C’est à Pietra d’Alba qu’on retrouve Alberto, Mimo et Vittorio, ancien employé à l’atelier, qui a trois ans de plus que Mimo. C’est là que son talent va apparaître aux yeux de tous. Assez vite, on comprend que le garçon sera digne de son prénom et que son œuvre lui vaudra un jour reconnaissance et renommée. A Pietra d’Alba, il n’y a pas que l’Eglise qui commande des œuvres ou des restaurations. La Villa Orsini où vit la famille d’un marquis endeuillée par la mort du fils aîné à la guerre abrite un autre personnage clé du roman : la jeune Viola.

« Viola était une funambule en équilibre sur une frontière trouble tracée entre deux mondes.

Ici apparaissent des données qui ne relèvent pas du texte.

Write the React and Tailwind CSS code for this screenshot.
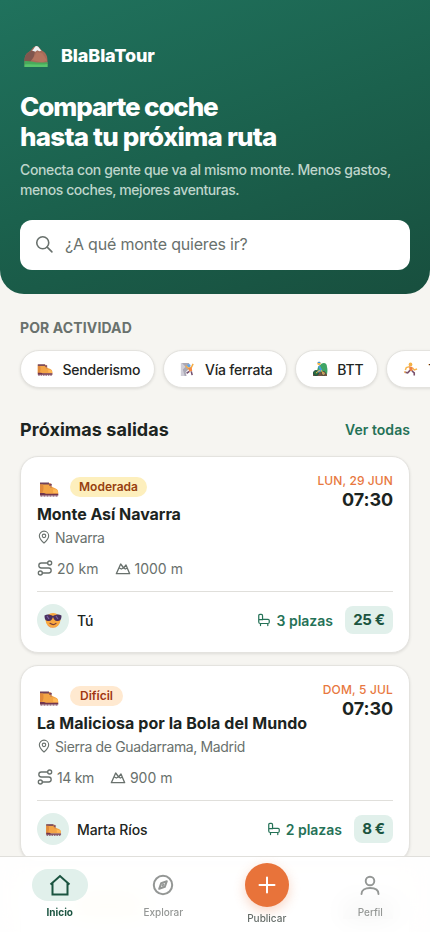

Certains diront entre la folie et la raison. » Rebelle, fantasque, grande lectrice dotée d’une mémoire hors norme, Viola Orsini est née exactement le même jour que Mimo, elle les déclare « jumeaux cosmiques ». Elle va sympathiser avec Mimo en secret et lui faire découvrir le monde de la noblesse si éloigné du sien.

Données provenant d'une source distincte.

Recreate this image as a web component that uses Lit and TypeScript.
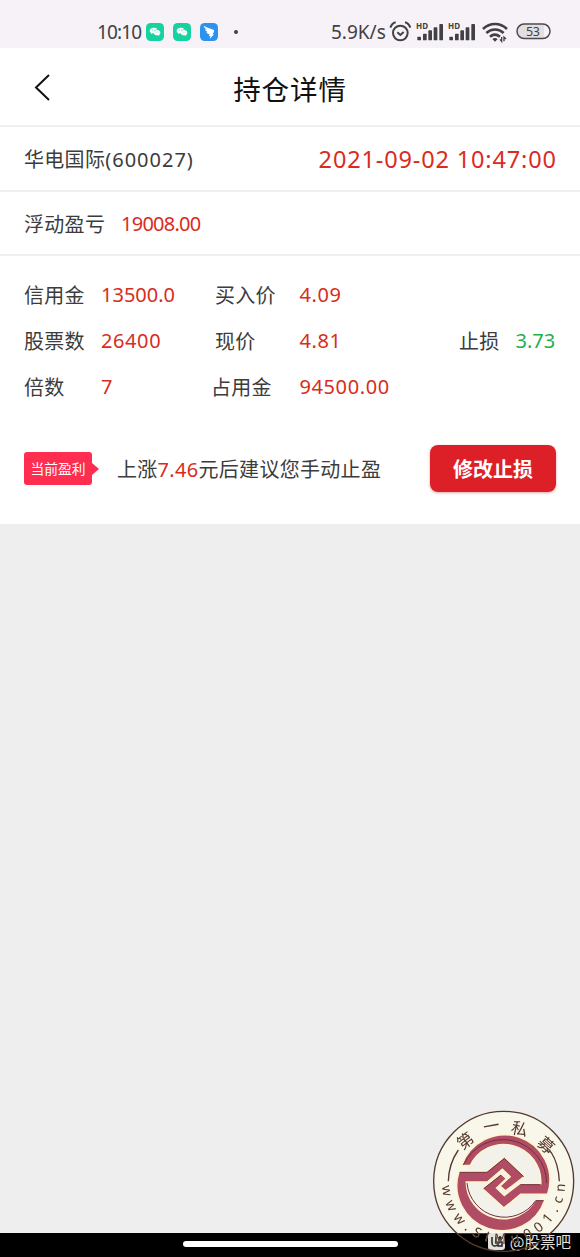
import { LitElement, html, svg, css } from 'lit';
import { customElement, property } from 'lit/decorators.js';

@customElement('status-bar')
export class StatusBar extends LitElement {
  static styles = css`
    :host {
      display: flex;
      align-items: center;
      justify-content: space-between;
      height: 48px;
      padding: 15px 29px 0 97px;
      box-sizing: border-box;
      background: #f6f2f7;
      color: #414042;
      font-size: 19px;
      line-height: 32px;
    }

    .group {
      display: flex;
      align-items: center;
      height: 32px;
    }

    .time {
      width: 49px;
      letter-spacing: -0.85px;
    }

    .speed {
      width: 58px;
      letter-spacing: 0;
    }

    .app {
      margin-right: 9px;
    }

    .dot {
      width: 4px;
      height: 4px;
      margin-left: 7px;
      border-radius: 50%;
      background: #414042;
    }

    .signal {
      margin-left: 4px;
    }

    .wifi {
      margin-left: 6px;
    }

    .battery {
      margin-left: 8px;
    }

    svg {
      display: block;
      flex-shrink: 0;
      overflow: visible;
    }
  `;

  chatIcon() {
    return html`
      <svg class="app" width="18" height="18" viewBox="0 0 54 54">
        <rect width="54" height="54" rx="14" fill="#15d2a0" />
        <path d="M23 14c-7 0-12 4-12 9 0 3 2 6 5 7l-1 4 5-3h4c-1-7 4-12 11-12-2-3-6-5-12-5z" fill="#fff" />
        <path d="M33 21c-6 0-10 4-10 8s4 8 10 8l3-.5 4 2.500-1-4c3-1 4-4 4-6 0-4-4-8-10-8z" fill="#fff" />
        <g fill="#15d2a0">
          <circle cx="19" cy="21" r="1.500" />
          <circle cx="26" cy="21" r="1.500" />
          <circle cx="30" cy="27" r="1.300" />
          <circle cx="36" cy="27" r="1.300" />
        </g>
      </svg>
    `;
  }

  signalIcon() {
    return html`
      <svg class="signal" width="28" height="20" viewBox="0 0 84 60">
        <text x="0" y="20" font-size="24" font-weight="700" textLength="36" fill="#414042">HD</text>
        <g fill="#414042">
          <rect x="4" y="44" width="11" height="11" rx="2" />
          <rect x="21" y="35" width="11" height="20" rx="2" />
          <rect x="37" y="25" width="11" height="30" rx="2" />
          <rect x="53" y="16" width="11" height="39" rx="2" />
          <rect x="70" y="6" width="11" height="49" rx="2" />
        </g>
      </svg>
    `;
  }

  render() {
    return html`
      <div class="group">
        <span class="time">10:10</span>
        ${this.chatIcon()} ${this.chatIcon()}
        <svg class="app" width="18" height="18" viewBox="0 0 54 54">
          <rect width="54" height="54" rx="14" fill="#2a92f0" />
          <path d="M11 8c9 6 19 8 29 12 3 1 3 4 2 6l-4 8h4L29 48l2-9h-5l3-5c-6-1-9-4-10-7l5 1c-6-3-8-6-9-9l6 1c-6-4-9-7-10-12z" fill="#fff" />
        </svg>
        <span class="dot"></span>
      </div>
      <div class="group">
        <span class="speed">5.9K/s</span>
        <svg width="23" height="22" viewBox="0 0 69 66" fill="none" stroke="#414042" stroke-width="6">
          <circle cx="34" cy="36" r="22" />
          <path d="M25 34l9 8 10-9M4 20C7 12 12 6 20 4M48 4c8 2 13 8 16 16" />
        </svg>
        ${this.signalIcon()} ${this.signalIcon()}
        <svg class="wifi" width="26" height="20" viewBox="0 0 78 60">
          <g fill="none" stroke="#414042" stroke-width="8">
            <path d="M3 21C24 1 54 1 75 21" />
            <path d="M13 33c15-14 37-14 52 0" />
            <path d="M24 44c9-8 20-8 30 0" />
          </g>
          <path d="M31 51c5-4 11-4 16 0l-8 8z" fill="#414042" />
          <path d="M59 45v13l-5-6M66 58V45l6 6" fill="none" stroke="#414042" stroke-width="4" />
        </svg>
        <svg class="battery" width="35" height="17" viewBox="0 0 35 17">
          <rect x="1" y="1" width="33" height="14.500" rx="7.200" fill="#f6f2f7" />
          <path d="M8 1.500h20v13.500H8a6.700 6.700 0 0 1 0-13.500z" fill="#e2dfe3" />
          <rect x="1" y="1" width="33" height="14.500" rx="7.200" fill="none" stroke="#4b4a4c" stroke-width="1.500" />
          <text x="17" y="12.800" font-size="12.500" text-anchor="middle" textLength="14" fill="#414042">53</text>
        </svg>
      </div>
    `;
  }
}

@customElement('data-field')
export class DataField extends LitElement {
  static styles = css`
    :host {
      display: flex;
      white-space: nowrap;
    }

    .label {
      width: var(--label-width, 77px);
      margin: -1px 0 1px;
      letter-spacing: 0.3px;
    }

    .value {
      color: #d92c1c;
      letter-spacing: var(--value-spacing, 0.6px);
    }

    .value.down {
      color: #1fb14c;
    }
  `;

  @property({ type: String }) label = '';

  @property({ type: String }) value = '';

  @property({ type: Boolean }) down = false;

  render() {
    return html`
      <span class="label">${this.label}</span>
      <span class="value ${this.down ? 'down' : ''}">${this.value}</span>
    `;
  }
}

@customElement('round-seal')
export class RoundSeal extends LitElement {
  static styles = css`
    :host {
      display: block;
    }

    svg {
      display: block;
    }

    .lettering {
      fill: #54392f;
      filter: drop-shadow(0 0 2px rgba(255, 244, 207, 0.6));
    }

    .name {
      font-family: 'Noto Sans CJK SC', sans-serif;
      font-size: 49px;
      text-anchor: middle;
    }

    .url {
      font-family: 'Noto Sans', sans-serif;
      font-size: 41px;
    }
  `;

  glyph(char: string, x: number, y: number, angle: number) {
    return svg`<text class="name" transform="translate(${x} ${y}) rotate(${angle})" y="18">${char}</text>`;
  }

  render() {
    return html`
      <svg width="160" height="157" viewBox="0 0 480 471">
        <defs>
          <clipPath id="page"><rect width="480" height="400" /></clipPath>
          <path id="rim" d="M66 258A185 185 0 0 0 435 262" />
        </defs>
        <g clip-path="url(#page)">
          <circle cx="251" cy="244" r="210" fill="#f9f7ea" />
          <circle cx="251" cy="247" r="116" fill="#f3f2ea" />
        </g>
        <circle cx="251" cy="244" r="210" fill="none" stroke="#54392f" stroke-width="4" />
        <path d="M85 244Q86 192 115 150M418 244Q416 192 393 156M393 156l-14-4" fill="none" stroke="#54392f" stroke-width="4" />
        <g transform="translate(105 99)" fill="#b04c63" stroke="#fff4cf" stroke-width="5">
          <path d="M12 115H95L148 72 209 130 152 174 135 159 165 131 142 109 98 147H34A111 111 0 0 0 242 200H270A135 135 0 0 1 12 115Z" />
          <path d="M20 98A135 135 0 0 1 278 184H197L147 225 82 167 138 122 155 137 125 165 148 187 194 152H257A111 111 0 0 0 46 98Z" />
        </g>
        <g transform="translate(105 99)" fill="none" stroke="#70323e" stroke-width="3">
          <path d="M14 118H96L148 76 206 131M25 96A131 131 0 0 1 275 150M196 155H256M36 150A113 113 0 0 0 242 203H266M86 167L138 126" />
        </g>
        <g class="lettering">
          ${this.glyph('第', 136, 122, -38)}
          ${this.glyph('一', 214, 78, -10)}
          ${this.glyph('私', 299, 86, 13)}
          ${this.glyph('募', 378, 135, 42)}
          <text class="url" textLength="565"><textPath href="#rim" textLength="565">www.SiMu001.cn</textPath></text>
        </g>
      </svg>
    `;
  }
}

@customElement('app-root')
export class AppRoot extends LitElement {
  static styles = css`
    :host {
      position: relative;
      display: flex;
      flex-direction: column;
      height: 1257px;
      overflow: hidden;
      background: #eeeeee;
      color: #3c3c3c;
      font-family: 'Noto Sans', 'Noto Sans CJK SC', sans-serif;
      font-size: 20px;
    }

    header {
      display: grid;
      grid-template-columns: 60px 1fr 60px;
      align-items: center;
      height: 77px;
      background: #fff;
      color: #111;
    }

    .back {
      display: block;
      margin-left: 33px;
    }

    h1 {
      margin: 0;
      padding-top: 2px;
      text-align: center;
      font-size: 27.5px;
      font-weight: 400;
      letter-spacing: 0.9px;
    }

    .row {
      display: flex;
      align-items: center;
      justify-content: space-between;
      height: 65px;
      padding: 0 24px 0;
      box-sizing: border-box;
      border-top: 2px solid #efefef;
      background: #fff;
    }

    .row.floating {
      height: 64px;
      padding-top: 2px;
      --label-width: 97px;
      --value-spacing: -0.75px;
    }

    .stock {
      letter-spacing: 0.3px;
    }

    .code {
      letter-spacing: 1px;
    }

    .date {
      margin-right: -0.8px;
      color: #d92c1c;
      font-size: 23.5px;
      letter-spacing: 0.85px;
    }

    .detail {
      height: 270px;
      padding: 16px 24px 0;
      box-sizing: border-box;
      border-top: 2px solid #efefef;
      background: #fff;
    }

    .fields {
      display: grid;
      grid-template-columns: 191px 244px 1fr;
      grid-auto-rows: 46px;
      align-items: center;
    }

    .margin {
      --value-spacing: 0;
    }

    .price {
      --label-width: 84.5px;
    }

    .occupied {
      --label-width: 88.5px;
      margin-left: -4px;
    }

    .stop {
      --label-width: 56.5px;
      --value-spacing: 0;
    }

    .advice {
      display: flex;
      align-items: center;
      margin-top: 34px;
      height: 49px;
    }

    .tag {
      display: flex;
      align-items: center;
      margin-right: 18px;
      color: #fff;
      font-size: 13.800px;
      line-height: 33px;
    }

    .tag-text {
      width: 68px;
      border-radius: 3px;
      background: #ff2d4f;
      text-align: center;
    }

    .tag-arrow {
      border: solid transparent;
      border-width: 6px 0 6px 7px;
      border-left-color: #ff2d4f;
    }

    .tip {
      flex: 1;
      letter-spacing: 0.3px;
      white-space: nowrap;
    }

    .tip em {
      color: #d92c1c;
      font-style: normal;
    }

    button {
      width: 126px;
      height: 47px;
      padding: 0;
      border: 0;
      border-radius: 8px;
      background: #dd2027;
      box-shadow: 0 1px 3px rgba(160, 0, 0, 0.35);
      color: #fff;
      font: 700 20px 'Noto Sans CJK SC', sans-serif;
    }

    .nav {
      display: flex;
      justify-content: center;
      align-items: center;
      height: 24px;
      margin-top: auto;
      background: #000;
    }

    .handle {
      width: 215px;
      height: 6px;
      margin-bottom: 3px;
      border-radius: 3px;
      background: #fff;
    }

    round-seal {
      position: absolute;
      right: 0;
      bottom: 0;
    }

    .credit {
      position: absolute;
      right: 9px;
      bottom: 5px;
      display: flex;
      align-items: center;
      gap: 5px;
      color: #e3e1dc;
      font: 15.500px/22px 'Noto Sans CJK SC', sans-serif;
    }
  `;

  render() {
    return html`
      <status-bar></status-bar>
      <header>
        <svg class="back" width="18" height="28" viewBox="0 0 18 28" fill="none" stroke="#111" stroke-width="2">
          <path d="M16 2L3 14.500 16 27" />
        </svg>
        <h1>持仓详情</h1>
      </header>
      <div class="row">
        <span class="stock">华电国际<span class="code">(600027)</span></span>
        <span class="date">2021-09-02 10:47:00</span>
      </div>
      <div class="row floating">
        <data-field label="浮动盈亏" value="19008.00"></data-field>
      </div>
      <section class="detail">
        <div class="fields">
          <data-field class="margin" label="信用金" value="13500.0"></data-field>
          <data-field class="price" label="买入价" value="4.09"></data-field>
          <span></span>
          <data-field label="股票数" value="26400"></data-field>
          <data-field class="price" label="现价" value="4.81"></data-field>
          <data-field class="stop" label="止损" value="3.73" down></data-field>
          <data-field label="倍数" value="7"></data-field>
          <data-field class="occupied" label="占用金" value="94500.00"></data-field>
        </div>
        <div class="advice">
          <div class="tag">
            <span class="tag-text">当前盈利</span>
            <span class="tag-arrow"></span>
          </div>
          <div class="tip">上涨<em>7.46</em>元后建议您手动止盈</div>
          <button>修改止损</button>
        </div>
      </section>
      <div class="nav"><div class="handle"></div></div>
      <div class="credit">
        <svg width="17" height="17" viewBox="0 0 17 17">
          <rect width="17" height="17" rx="3" fill="#e3e1dc" />
          <path d="M4 4v6c0 3 3 4 5 2M8 4v7M12 3v5M10 5h5M10 9h4v4h-4z" fill="none" stroke="#222" stroke-width="1.500" />
        </svg>
        <span>@股票吧</span>
      </div>
      <round-seal></round-seal>
    `;
  }
}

Jean-Baptiste Andrea nous fait entrer dans l’histoire de l’Italie durant le vingtième siècle, dans les campagnes, les villes et même au Vatican. La naissance et le développement du fascisme, qui oblige la noblesse et l’Eglise à se positionner, vont inévitablement influer sur la vie des uns et des autres, y compris des artistes, qui ne peuvent se passer des commandes de ceux qui ont le pouvoir, religieux ou politique.

Veiller sur elle est un gros roman très romanesque, riche en péripéties. Le contraste est grand entre la vie des pauvres et celle des riches, la plupart des personnages ont des caractères fort tranchés. Rendez-vous au cimetière, travail dans un cirque, beuveries, bagarres, dîners qui dérapent chez les Orsini, rivalités de voisinage ou à l’atelier, le récit est parfois rocambolesque. L’intrigue, dans un style narratif traditionnel, ne manque pas de suspense.

La relation entre Mimo et Viola, qui lui écrit à l’encre verte, lui transmet sa curiosité universelle et l’initie aux bonnes manières, sort des sentiers battus. Comme les vrais jumeaux, quelque chose les relie, où qu’ils soient. Exceptionnels tous les deux, chacun dans leur genre, ils évoluent au fil du temps. Et bien sûr, on s’interroge sur le mystère de la « Pietà Vitaliani », « elle », le chef-d’œuvre de Mimo, enfermé à l’abbaye, à l’abri des regards. Bref, ce Goncourt a l’allure d’un bon divertissement qu’on ne lâche pas.

Commentaires

  • J'ai pris un immense plaisir à lire ce roman, si bien construit, bien écrit aussi. C'est la première fois que je rencontre un nain comme personnage principal, narrateur. Et le point de vue est bien sûr fort différent, intéressant. Tous les arts y sont réunis, la sculpture bien sûr, littérature, tu le dis, musique....et puis le mystère.

    Recommandé à tous mes proches et amis, tous ont été enthousiastes. Un vrai bon roman !

  • Merci de me l'avoir donné à lire, chère Colo. Un roman vraiment captivant, un narrateur étonnant, au croisement de plusieurs mondes. Succès mérité !

  • Pas lu, car quand il a été disponible en bibli, l'envie était passée. Mais on ne sait jamais, si je désire une lecture romanesque...

  • De bonnes heures de lecture assurées avec ce roman d'apprentissage qui nous fait voyager en Italie.
    Dans ma bibliothèque, il n'est jamais disponible et passe de mains en mains. Je suis contente de l'avoir enfin lu.

  • Je l'ai lu et beaucoup aimé et pour une fois je suis en avance sur toi, j'ai lu les quatre romans de l'auteur Je l'avais découvert je crois avec son premier, "Ma reine".

  • Un bon roman avec un peu de "magie", très accessible mais sans niaiserie, ça fait du bien. J'ajoute ici le lien vers ta lecture, pour info : https://www.bulledemanou.com/2023/11/veiller-sur-elle/jean-baptiste-andrea.html

  • Bon roman terminé il y a quelques mois. De plus une Viola fantasque et la vie d'un atelier de sculpture, tout pour m'enchanter.
    Il est de ceux que l'on regrette de voir arriver la fin. Un excellent divertissement, tu as raison.
    Belle semaine Tania !

  • Merci, Claudie. Bonne semaine à toi également.

  • .....dont on regrette de voir arriver....

  • C'est mieux ;-). Bel oiseau chez toi.

  • J'ai adoré ce roman et je trouve l'auteur culotté mais visionnaire par rapport au secret de cette Pietà...

  • ...qu'on ne dévoilera pas, n'est-ce pas ?

  • un roman qui a connu un énorme succès mais je suis restée sceptique car le roman; les personnages et le scénario sont trop peu crédibles à mon goût

  • Oui, une fois le roman refermé, c'est ce que je me suis dit aussi - mais on peut rêver le temps d'un livre aussi.

  • Et bien moi je n'ai pas pensé une seconde à la crédibilité ou pas. En fait je n'attends pas d'un roman qu'il le soit...sinon je n'aurais jamais aimé lire Jules Vernes ou Garcia Márquez par exemple.